Роман в ходе развития грандиозного сервантесовского замысла претерпел существенные изменения. Однако высокое чувство любви героя к Дульсинее осталось неизменным. Дон Кихот легко переносит побои, поражения, даже смиряется с постоянными кознями волшебников, обесценивающих все его достижения на ратном поприще. Свела его в могилу неспособность отстоять в поединке с Самсоном Карраско, прикинувшимся рыцарем Белой Луны, честь своей госпожи и заставить весь мир признать, что она самая прекрасная женщина в мире. Мог ли Сервантес предполагать, что идеалом рыцарского служения женщине в веках останется не любовь героев классических рыцарских романов, а трогательная верность ламанчского рыцаря?

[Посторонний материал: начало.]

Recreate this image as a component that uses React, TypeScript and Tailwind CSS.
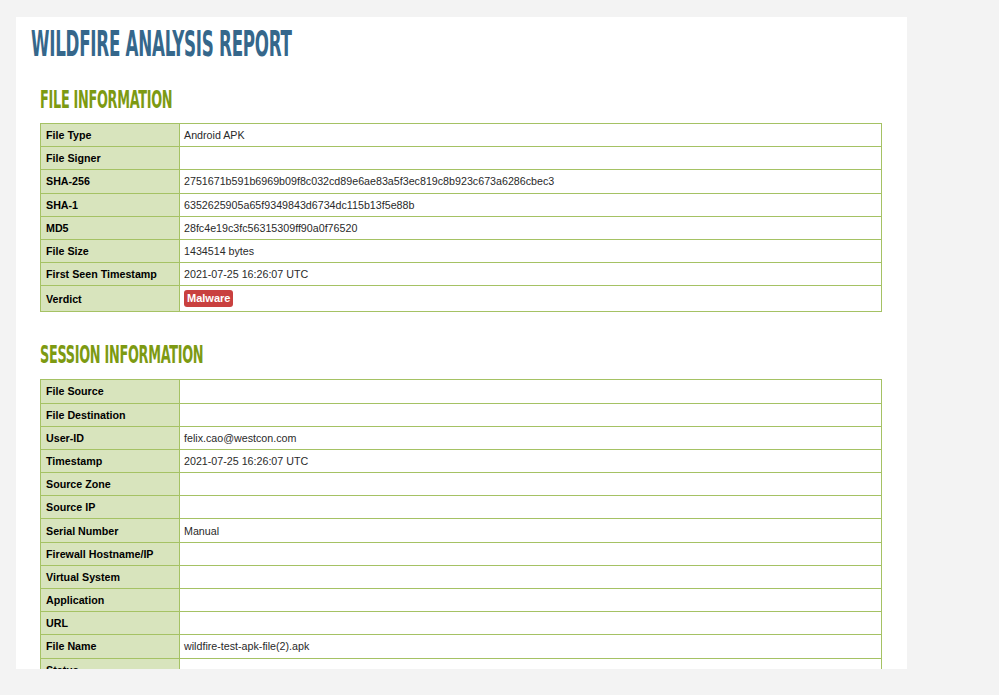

По свидетельству Санчо, у его хозяина душа нараспашку; он никому не способен причинить зло, а делает всем только добро. Каковы они, добрые дела Дон Кихота? Были ли его дела добрыми, и не выдает ли добрейший Санчо желаемое за действительное? В этом отношении сервантесовский замысел, при всех изменениях, которые он претерпел, проведен достаточно последовательно.
Еще русский критик конца XIX века П.И. Житецкий отметил, что рыцарские книги лишь вывели Дон Кихота из созерцательного бездействия, однако его мироощущение, его идеалы, которые он приписывает влиянию рыцарской литературы, были сформированы до того, как он, погрузившись в нее, сошел с ума. В рыцарских книгах Дон Кихот нашел лишь готовую программу действий, которая соответствовала его нравственной сущности [162] . Неверно лишь насчет готовой программы действий. Ее («Сколько беззаконий предстояло ему устранить, сколько кривды выпрямить, несправедливостей загладить, сколько обездоленных удовлетворить!») вывести из эпигонских рыцарских романов было весьма затруднительно. Сервантес не пишет об этом, между тем очевидно, что сложиться она могла лишь на основе жизненного опыта героя. В этом виде она в какой-то мере совпадала с положениями рыцарской морали, регламентируемой уставом. Рамон Льюль, великий средневековый каталонский философ и писатель, наставляя своих не всегда альтруистически настроенных современников, писал в «Книге о рыцарском ордене»: «Рыцари обязаны служить опорой вдовам, сиротам и убогим /…/ охранять дороги и защищать крестьян» [163] . Дон Кихот откровенно уклоняется от всех остальных обязанностей, в то время как его безумие давало ему возможность проявить себя на любом поприще. Он не испытывает потребности «поддерживать и защищать святую католическую веру» (стоило лишь отправиться в Африку); вместо этого он доставляет немало хлопот священнослужителям. Вместо того, чтобы оказывать всяческое содействие своему королю, он освобождает его «невольников», каторжников, поскольку дал клятву защищать «утесняемых власть имущими». Вместо того, чтобы служить оплотом законности, ламанчский рыцарь идет на постоянные конфликты с нею и становится объектом пристального внимания своеобразной испанской жандармерии той поры, стражников Святого братства.
162
Житецкий П.И. Очерки по истории поэзии. Киев. 1900. С. 146.
163
Льюль Р. Книга о Любящем и Возлюбленном. СПб., 1997. С. 90–92.